- Task details -
Identify and pull out each line of the entries in which "index" occurs.

- Records for the task -
=-=-=
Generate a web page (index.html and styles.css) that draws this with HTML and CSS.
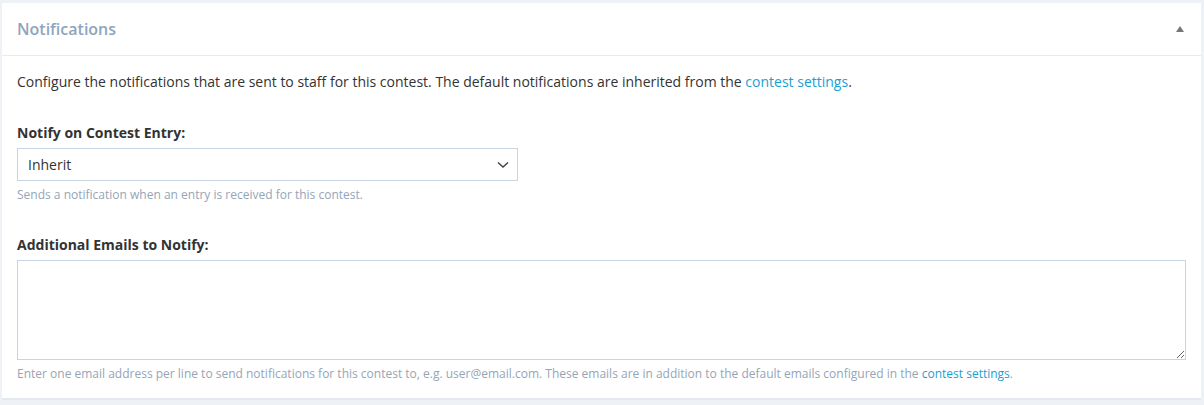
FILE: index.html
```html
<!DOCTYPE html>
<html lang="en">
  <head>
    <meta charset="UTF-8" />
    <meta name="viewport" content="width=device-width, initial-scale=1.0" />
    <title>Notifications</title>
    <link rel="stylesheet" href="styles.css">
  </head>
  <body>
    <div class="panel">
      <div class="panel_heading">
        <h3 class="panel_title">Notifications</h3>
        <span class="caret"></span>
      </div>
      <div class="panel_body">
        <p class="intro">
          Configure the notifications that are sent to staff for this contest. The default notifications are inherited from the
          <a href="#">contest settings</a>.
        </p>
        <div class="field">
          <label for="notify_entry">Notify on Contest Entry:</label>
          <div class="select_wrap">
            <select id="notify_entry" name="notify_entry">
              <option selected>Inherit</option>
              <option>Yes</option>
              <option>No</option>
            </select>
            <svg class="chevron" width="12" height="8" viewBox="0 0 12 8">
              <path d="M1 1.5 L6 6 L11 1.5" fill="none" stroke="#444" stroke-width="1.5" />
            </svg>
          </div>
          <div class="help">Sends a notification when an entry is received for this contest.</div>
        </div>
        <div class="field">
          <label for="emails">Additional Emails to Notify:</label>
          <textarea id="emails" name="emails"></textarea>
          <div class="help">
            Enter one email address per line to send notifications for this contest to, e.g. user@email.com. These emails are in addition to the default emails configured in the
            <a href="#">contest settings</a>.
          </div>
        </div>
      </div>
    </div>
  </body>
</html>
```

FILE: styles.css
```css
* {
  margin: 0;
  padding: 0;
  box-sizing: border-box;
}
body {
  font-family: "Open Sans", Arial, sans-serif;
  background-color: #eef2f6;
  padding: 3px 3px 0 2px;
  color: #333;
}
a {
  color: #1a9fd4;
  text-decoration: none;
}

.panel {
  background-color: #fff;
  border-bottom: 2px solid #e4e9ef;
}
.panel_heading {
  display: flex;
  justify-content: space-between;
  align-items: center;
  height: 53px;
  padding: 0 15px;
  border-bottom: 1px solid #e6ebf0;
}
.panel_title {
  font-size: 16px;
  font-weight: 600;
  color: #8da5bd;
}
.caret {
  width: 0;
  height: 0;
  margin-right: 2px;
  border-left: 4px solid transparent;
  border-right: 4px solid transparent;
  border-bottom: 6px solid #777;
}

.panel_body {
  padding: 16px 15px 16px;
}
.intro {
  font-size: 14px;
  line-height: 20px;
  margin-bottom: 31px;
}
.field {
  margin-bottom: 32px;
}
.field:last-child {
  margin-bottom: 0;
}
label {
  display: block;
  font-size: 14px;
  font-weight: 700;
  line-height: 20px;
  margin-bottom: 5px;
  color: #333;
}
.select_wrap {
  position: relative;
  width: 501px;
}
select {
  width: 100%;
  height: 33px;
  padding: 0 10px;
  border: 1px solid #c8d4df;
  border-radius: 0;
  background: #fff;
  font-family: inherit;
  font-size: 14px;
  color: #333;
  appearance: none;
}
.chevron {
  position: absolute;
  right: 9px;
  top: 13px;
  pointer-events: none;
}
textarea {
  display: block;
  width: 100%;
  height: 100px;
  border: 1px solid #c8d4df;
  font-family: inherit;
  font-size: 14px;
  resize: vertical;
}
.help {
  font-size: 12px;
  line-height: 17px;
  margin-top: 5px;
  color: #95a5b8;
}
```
=-=-=
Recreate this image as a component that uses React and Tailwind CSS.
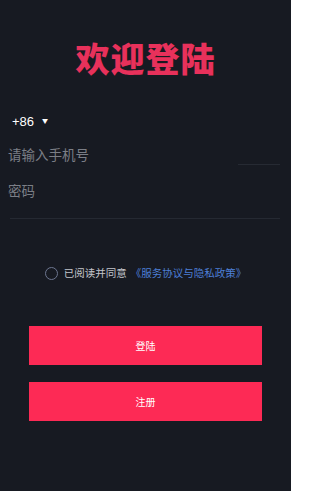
=-=-=
- Response to the task -
Generate a web page (index.html and styles.css) that draws this with HTML and CSS.
FILE: index.html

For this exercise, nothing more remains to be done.